Metal ve Cam Karışımı Kristal Müze



Bu müzenin hikayesi peçeteye çizilen bir eksizle başladı

Royal Ontario Müzesi’nin Berlin asıllı mimarı Daniel Libeskind’in tasarımı, orijinal tarihi tuğla binanın aksine cam ve metal birleşimi, kamudan eşit oranda eleştiri ve övgü aldı.

Bu bina, ROM’un (Royal Ontario Müzesi) programatik içeriğini ve alanın tekilliğini kristalize eden tek ve özel bir hikaye anlatıyor. Kristal, ROM’un karakterini, Müze’yi Toronto’nun dinamik merkezi olarak yeniden ortaya çıkarmaya adanmış bir atmosfere dönüştürüyor.

Royal Ontario Müzesi projesi, mevcut tarihi binanın içindeki 10 galerinin yenilenmesi ve şu anda Michael Lee-Chin Kristali olarak anılan yeni bir ekin tasarlanmasını kapsıyordu.Bu binanın yaklaşık yarısı galeriler için ayrılmışken, zemin katta ise yeni giriş, lobi ve direkt olarak caddeden girilebilen yeni ticari dükkanlar kurulmuş. Ayrıca üç adet yeni restoran da eklenmiş.

Michael Lee-Chin Kristali adını, birbiriyle kesişerek kristal görünümüne bürünen beş hacimden alıyor. Her biri yeni galerilere ev sahipliği yapan iki kristalin arasındaki boşluk ise Spirit House olarak adlandırılıyor.Aslında zeminden dördüncü kata kadar yükselen ve farklı katlarda birbirini kesen birkaç köprü içeren bir avlu olan Spirit House, ziyaretçilerin bir sergiden diğerine geçerlerken sergiler üzerine düşünebileceği bir alan yaratıyor.

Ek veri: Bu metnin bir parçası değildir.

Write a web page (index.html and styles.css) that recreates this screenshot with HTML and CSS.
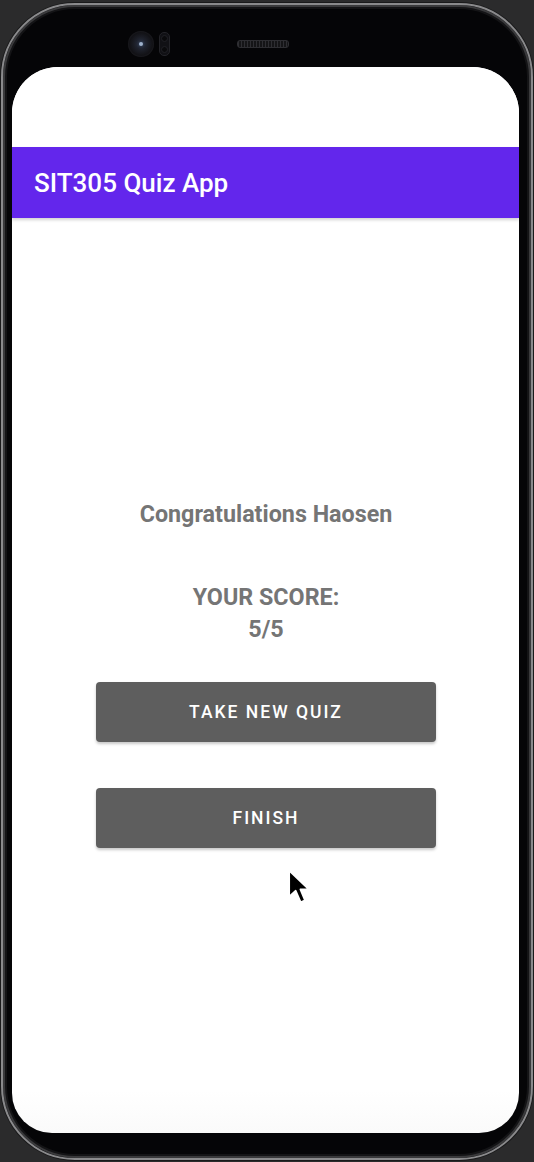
FILE: index.html
```html
<!DOCTYPE html>
<html>
<head>
<meta charset="utf-8">
<link rel="stylesheet" href="styles.css">
</head>
<body>
<div class="phone">
  <div class="bezel">
    <div class="camera"><div class="lens"></div></div>
    <div class="sensor"><span></span><span></span></div>
    <div class="speaker"></div>
  </div>
  <div class="screen">
    <div class="status"></div>
    <div class="appbar">SIT305 Quiz App</div>
    <div class="content">
      <div class="congrats">Congratulations Haosen</div>
      <div class="score">YOUR SCORE:<br>5/5</div>
      <div class="buttons">
        <button class="btn">TAKE NEW QUIZ</button>
        <button class="btn">FINISH</button>
      </div>
    </div>
    <svg class="cursor" width="24" height="40" viewBox="0 0 22 36">
      <path d="M2 2 L2 26 L8 20.5 L12.5 31 L16.5 29.3 L12.3 19.2 L20 19.2 Z" fill="#000" stroke="#fff" stroke-width="1.6" stroke-linejoin="round"/>
    </svg>
  </div>
</div>
</body>
</html>
```

FILE: styles.css
```css
html, body {
  margin: 0;
  padding: 0;
  background: #2b2b2c;
  width: 534px;
  height: 1162px;
  overflow: hidden;
}

.phone {
  box-sizing: border-box;
  width: 532px;
  height: 1157px;
  margin: 3px 0 0 1px;
  border-radius: 74px;
  background: #050507;
  border: 2px solid #8a8a8c;
  box-shadow: inset 0 0 0 2px #3a3a3c, inset 0 0 0 4px #141416, 0 0 0 1px #1a1a1b;
  padding: 0 12px 25px 9px;
  display: flex;
  flex-direction: column;
}

.bezel {
  height: 62px;
  display: flex;
  align-items: center;
  padding-left: 116px;
  padding-top: 15px;
  box-sizing: border-box;
}

.camera {
  width: 26px;
  height: 26px;
  border-radius: 50%;
  background: radial-gradient(circle at 50% 50%, #2a3244 0, #1a1c24 40%, #121216 62%, #25252a 85%, #151517 100%);
  display: flex;
  align-items: center;
  justify-content: center;
}

.lens {
  width: 4px;
  height: 4px;
  border-radius: 50%;
  background: #9fb2cc;
  box-shadow: 0 0 3px #3c5070;
}

.sensor {
  margin-left: 5px;
  width: 9px;
  height: 22px;
  border-radius: 5px;
  background: #111115;
  border: 1px solid #232328;
  display: flex;
  flex-direction: column;
  justify-content: space-around;
  align-items: center;
}

.sensor span {
  width: 7px;
  height: 7px;
  border-radius: 50%;
  background: #0a0a0c;
  border: 1px solid #202025;
  box-sizing: border-box;
}

.speaker {
  margin-left: 67px;
  width: 50px;
  height: 6px;
  border-radius: 3px;
  background: repeating-linear-gradient(90deg, #2e2e32 0 1px, #151517 1px 3px);
  border: 1px solid #2e2e32;
}

.screen {
  position: relative;
  flex: 1;
  background: linear-gradient(180deg, #ffffff 0, #ffffff 96%, #fafafa 100%);
  border-radius: 46px 46px 40px 40px;
  overflow: hidden;
  display: flex;
  flex-direction: column;
}

.status {
  height: 80px;
  background: #ffffff;
}

.appbar {
  height: 71px;
  background: #6326ec;
  color: #ffffff;
  font-family: Roboto, "Liberation Sans", sans-serif;
  font-size: 26px;
  font-weight: 500;
  display: flex;
  align-items: center;
  padding-left: 22px;
  box-shadow: 0 2px 3px rgba(0, 0, 0, 0.18);
  position: relative;
}

.content {
  display: flex;
  flex-direction: column;
  align-items: center;
  font-family: Roboto, "Liberation Sans", sans-serif;
  color: #757575;
  font-weight: 700;
  padding-left: 1px;
}

.congrats {
  margin-top: 281px;
  font-size: 23.3px;
  line-height: 30px;
}

.score {
  margin-top: 52px;
  font-size: 23.3px;
  line-height: 32px;
  text-align: center;
}

.buttons {
  margin-top: 37px;
  display: flex;
  flex-direction: column;
  gap: 46px;
}

.btn {
  width: 340px;
  height: 60px;
  border: none;
  border-radius: 4px;
  background: #5e5e5e;
  color: #ffffff;
  font-family: Roboto, "Liberation Sans", sans-serif;
  font-size: 17.5px;
  font-weight: 500;
  letter-spacing: 2px;
  box-shadow: 0 2px 3px rgba(0, 0, 0, 0.22);
  padding: 0;
}

.cursor {
  position: absolute;
  left: 275px;
  top: 801px;
}
```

Dördüncü kristal Stair of Wonders olarak adlandırılıyor ve dikey dolaşımı sağlarken aynı zamanda da sergi vitrinlerini görme imkanı sunuyor. Beşinci kristal ise Batı Kanadı’ndaki mevcut galerilerin üzerinde yerleşen ve kent merkezine panoramik olarak bakan büyük ve yeni bir restorana evsahipliği yapıyor. Michael Lee-Chin Kristali’nin kesişim mekanları farklı katlarda galerilere ve diğer mekanlar bakan çeşitli avlular yaratıyor.

Binanın dış zarı iki kattan meydana geliyor: şampanya rengi bir katmanın üzerinde, eloksallı alüminyumdan yapılmış, su tutan ve güneşte parlarken, gece de kentin ışıltısını içeri alan diğer bir katman. Cephenin yaklaşık %20’si, binanın dışını gösteren, aynı zamanda da dışarıdan binanın ve galerilerin içini göstererek Müze ile gelip geçenler arasında bir bağ kuran pencerelerden oluşuyor.